** Begin Given records **

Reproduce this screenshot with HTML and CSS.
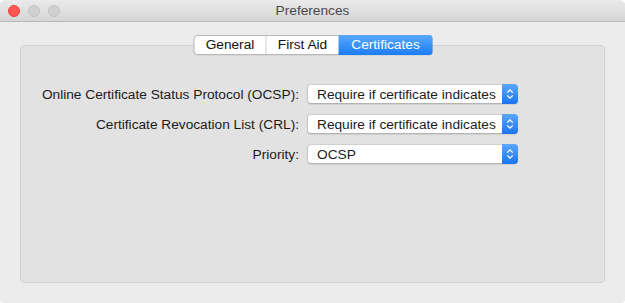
FILE: index.html
```html
<!DOCTYPE html>
<html lang="en">
<head>
    <meta charset="UTF-8">
    <title>Preferences</title>
    <link rel="stylesheet" href="styles.css">
</head>
<body>
    <div class="window">
        <div class="titlebar">
            <div class="lights">
                <span class="light close"></span>
                <span class="light"></span>
                <span class="light"></span>
            </div>
            <div class="title">Preferences</div>
        </div>

        <div class="content">
            <div class="tabs">
                <div class="tab tab-general">General</div>
                <div class="tab tab-firstaid">First Aid</div>
                <div class="tab tab-certs active">Certificates</div>
            </div>

            <div class="panel">
                <div class="form">
                    <label class="label">Online Certificate Status Protocol (OCSP):</label>
                    <div class="popup">
                        <span class="popup-text">Require if certificate indicates</span>
                        <span class="stepper">
                            <svg width="8" height="12" viewBox="0 0 8 12"><path d="M1.2 4.6 L4 1.8 L6.8 4.6 M1.2 7.4 L4 10.2 L6.8 7.4" fill="none" stroke="#fff" stroke-width="1.3"/></svg>
                        </span>
                    </div>

                    <label class="label">Certificate Revocation List (CRL):</label>
                    <div class="popup">
                        <span class="popup-text">Require if certificate indicates</span>
                        <span class="stepper">
                            <svg width="8" height="12" viewBox="0 0 8 12"><path d="M1.2 4.6 L4 1.8 L6.8 4.6 M1.2 7.4 L4 10.2 L6.8 7.4" fill="none" stroke="#fff" stroke-width="1.3"/></svg>
                        </span>
                    </div>

                    <label class="label">Priority:</label>
                    <div class="popup">
                        <span class="popup-text">OCSP</span>
                        <span class="stepper">
                            <svg width="8" height="12" viewBox="0 0 8 12"><path d="M1.2 4.6 L4 1.8 L6.8 4.6 M1.2 7.4 L4 10.2 L6.8 7.4" fill="none" stroke="#fff" stroke-width="1.3"/></svg>
                        </span>
                    </div>
                </div>
            </div>
        </div>
    </div>
</body>
</html>
```

FILE: styles.css
```css
body {
    margin: 0;
    background: #fff;
    font-family: "Liberation Sans", Arial, sans-serif;
    font-size: 13.7px;
    color: #1b1b1b;
}
.window {
    width: 625px;
    height: 303px;
    background: #ececec;
    border-radius: 5px 5px 4px 4px;
    display: flex;
    flex-direction: column;
    overflow: hidden;
}
.titlebar {
    height: 21px;
    border-bottom: 1px solid #b9b9b9;
    background: linear-gradient(#ebebeb, #d5d5d5);
    display: flex;
    align-items: center;
    position: relative;
}
.lights {
    display: flex;
    gap: 8px;
    padding-left: 8px;
}
.light {
    width: 12px;
    height: 12px;
    box-sizing: border-box;
    border-radius: 50%;
    background: #d0d0d0;
    border: 1px solid #c2c2c2;
}
.light.close {
    background: #fc5753;
    border-color: #e5433e;
}
.title {
    position: absolute;
    left: 0;
    right: 0;
    top: 3px;
    text-align: center;
    color: #4a4a4a;
}
.content {
    flex: 1;
    padding: 13px 20px 20px 20px;
    display: flex;
    flex-direction: column;
}
.tabs {
    align-self: center;
    display: flex;
    height: 18px;
    border: 1px solid #b8b8b8;
    border-radius: 4px;
    background: #fff;
    margin-bottom: -10px;
    position: relative;
    z-index: 1;
    box-shadow: 0 1px 0 rgba(0, 0, 0, 0.05);
    transform: translateX(0.5px);
}
.tab {
    line-height: 18px;
    text-align: center;
    color: #111;
}
.tab-general {
    width: 71px;
    border-right: 1px solid #cfcfcf;
}
.tab-firstaid {
    width: 72px;
}
.tab-certs {
    width: 94px;
}
.tab.active {
    background: linear-gradient(#5aa8fc, #1b7df5);
    color: #fff;
    border-radius: 0 3px 3px 0;
    margin: -1px -1px -1px 0;
    line-height: 20px;
}
.panel {
    flex: 1;
    background: #e2e2e2;
    border: 1px solid #d2d2d2;
    border-radius: 4px;
    padding-top: 38px;
}
.form {
    display: grid;
    grid-template-columns: 278px 211px;
    column-gap: 8px;
    row-gap: 10px;
    align-items: center;
}
.label {
    text-align: right;
    white-space: nowrap;
}
.popup {
    height: 18px;
    background: #fff;
    border: 1px solid #c6c6c6;
    border-top-color: #d0d0d0;
    border-bottom-color: #b4b4b4;
    border-radius: 4px;
    display: flex;
    align-items: center;
    box-shadow: 0 0.5px 1px rgba(0, 0, 0, 0.08);
}
.popup-text {
    flex: 1;
    padding-left: 9px;
    white-space: nowrap;
    overflow: hidden;
}
.stepper {
    width: 16px;
    height: 20px;
    margin: -1px -1px -1px 0;
    background: linear-gradient(#5aa8fc, #1b74ee);
    border-radius: 0 4px 4px 0;
    display: flex;
    align-items: center;
    justify-content: center;
}
```
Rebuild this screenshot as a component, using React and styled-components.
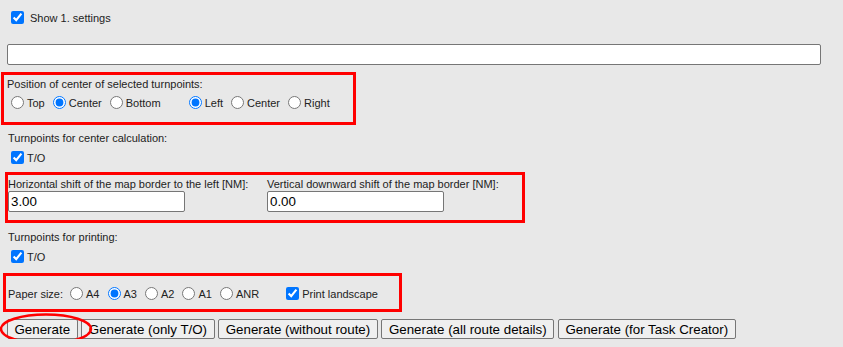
import React from "react";
import styled, { createGlobalStyle } from "styled-components";

const GlobalStyle = createGlobalStyle`
  body {
    margin: 0;
    background: #e8e8e8;
    font-family: "Liberation Sans", Arial, sans-serif;
    font-size: 11px;
    color: #222;
  }
`;

const Page = styled.div`
  padding-top: 8px;
  display: flex;
  flex-direction: column;
  align-items: flex-start;
`;

const Row = styled.div`
  display: flex;
  align-items: center;
  height: ${(p) => p.$h || 19}px;
  margin-left: ${(p) => p.$left || 0}px;
  margin-top: ${(p) => p.$top || 0}px;
`;

const Checkbox = styled.input.attrs({ type: "checkbox" })`
  width: 13px;
  height: 13px;
  margin: 0 ${(p) => p.$gap || 3}px 0 0;
  accent-color: #0075ff;
`;

const Radio = styled.input.attrs({ type: "radio" })`
  width: 13px;
  height: 13px;
  margin: 0 3px 0 0;
  accent-color: #0075ff;
`;

// label text sits a touch lower than the centre of its control
const Text = styled.span`
  white-space: nowrap;
  line-height: 13px;
  padding-top: 2px;
`;

const SectionLabel = styled.div`
  line-height: 16px;
  margin: ${(p) => p.$top || 0}px 0 0 8px;
`;

const WideInput = styled.input.attrs({ type: "text" })`
  box-sizing: border-box;
  width: 814px;
  height: 21px;
  margin: 17px 0 0 7px;
  border: 1px solid #767676;
  border-radius: 2px;
  background: #fff;
`;

const Highlight = styled.div`
  box-sizing: border-box;
  border: 3px solid #ff0000;
  margin-left: ${(p) => p.$left}px;
  margin-top: ${(p) => p.$top}px;
  width: ${(p) => p.$width}px;
  padding: ${(p) => p.$pad};
`;

const BoxLabel = styled.div`
  line-height: 16px;
`;

const Options = styled.div`
  display: flex;
  align-items: center;
  gap: 8px;
  height: ${(p) => p.$h || 20}px;
  margin-left: ${(p) => p.$left || 0}px;
`;

const Option = styled.label`
  display: inline-flex;
  align-items: center;
  margin-left: ${(p) => p.$extra || 0}px;
`;

const ShiftGrid = styled.div`
  display: grid;
  grid-template-columns: 259px 177px;
`;

const ShiftField = styled.div`
  display: flex;
  flex-direction: column;
`;

const ShiftLabel = styled.div`
  line-height: 13px;
  white-space: nowrap;
`;

const NumberInput = styled.input.attrs({ type: "text" })`
  box-sizing: border-box;
  width: 177px;
  height: 21px;
  margin: 0;
  padding: 1px 2px;
  border: 1px solid #767676;
  border-radius: 2px;
  background: #fff;
  font-family: "Liberation Sans", Arial, sans-serif;
  font-size: 13.33px;
  color: #000;
`;

const PaperLabel = styled.span`
  margin-right: -1px;
  padding-top: 2px;
`;

const ButtonBar = styled.div`
  display: flex;
  gap: 3.7px;
  margin: 7px 0 0 7px;
`;

const Button = styled.button`
  height: 20px;
  padding: 0 6.5px;
  border: 1px solid #767676;
  border-radius: 2px;
  background: #efefef;
  font-family: "Liberation Sans", Arial, sans-serif;
  font-size: 13.33px;
  color: #000;
  white-space: nowrap;
`;

const Circled = styled.span`
  position: relative;
  display: inline-flex;
`;

const Ring = styled.svg`
  position: absolute;
  left: -7px;
  top: -6px;
  width: 93px;
  height: 32px;
  pointer-events: none;
  overflow: visible;
`;

const buttons = [
  "Generate (only T/O)",
  "Generate (without route)",
  "Generate (all route details)",
  "Generate (for Task Creator)",
];

export default function App() {
  return (
    <>
      <GlobalStyle />
      <Page>
        <Row $left={11}>
          <Checkbox defaultChecked $gap={6} />
          <Text>Show 1. settings</Text>
        </Row>

        <WideInput />

        <Highlight $left={1} $top={7} $width={355} $pad="1px 3px 10px">
          <BoxLabel>Position of center of selected turnpoints:</BoxLabel>
          <Options $left={4}>
            <Option><Radio name="v" /><Text>Top</Text></Option>
            <Option><Radio name="v" defaultChecked /><Text>Center</Text></Option>
            <Option><Radio name="v" /><Text>Bottom</Text></Option>
            <Option $extra={20}><Radio name="h" defaultChecked /><Text>Left</Text></Option>
            <Option><Radio name="h" /><Text>Center</Text></Option>
            <Option><Radio name="h" /><Text>Right</Text></Option>
          </Options>
        </Highlight>

        <SectionLabel $top={5}>Turnpoints for center calculation:</SectionLabel>
        <Row $left={11} $top={2}>
          <Checkbox defaultChecked />
          <Text>T/O</Text>
        </Row>

        <Highlight $left={5} $top={5} $width={520} $pad="3px 0 8px">
          <ShiftGrid>
            <ShiftField>
              <ShiftLabel>Horizontal shift of the map border to the left [NM]:</ShiftLabel>
              <NumberInput defaultValue="3.00" />
            </ShiftField>
            <ShiftField>
              <ShiftLabel>Vertical downward shift of the map border [NM]:</ShiftLabel>
              <NumberInput defaultValue="0.00" />
            </ShiftField>
          </ShiftGrid>
        </Highlight>

        <SectionLabel $top={6}>Turnpoints for printing:</SectionLabel>
        <Row $left={11} $top={2}>
          <Checkbox defaultChecked />
          <Text>T/O</Text>
        </Row>

        <Highlight $left={3} $top={7} $width={399} $pad="3px 2px 2px">
          <Options $h={28}>
            <PaperLabel>Paper size:</PaperLabel>
            <Option><Radio name="p" /><Text>A4</Text></Option>
            <Option><Radio name="p" defaultChecked /><Text>A3</Text></Option>
            <Option><Radio name="p" /><Text>A2</Text></Option>
            <Option><Radio name="p" /><Text>A1</Text></Option>
            <Option><Radio name="p" /><Text>ANR</Text></Option>
            <Option $extra={19}><Checkbox defaultChecked /><Text>Print landscape</Text></Option>
          </Options>
        </Highlight>

        <ButtonBar>
          <Circled>
            <Button>Generate</Button>
            <Ring viewBox="0 0 93 32">
              <ellipse cx="46" cy="16" rx="45" ry="14.5" fill="none" stroke="#ff0000" strokeWidth="2.5" />
            </Ring>
          </Circled>
          {buttons.map((b) => (
            <Button key={b}>{b}</Button>
          ))}
        </ButtonBar>
      </Page>
    </>
  );
}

** End Given records **

* What you will do *
Copy all lines from the material that contain "React".

* Correct output *
Rebuild this screenshot as a component, using React and styled-components.
import React from "react";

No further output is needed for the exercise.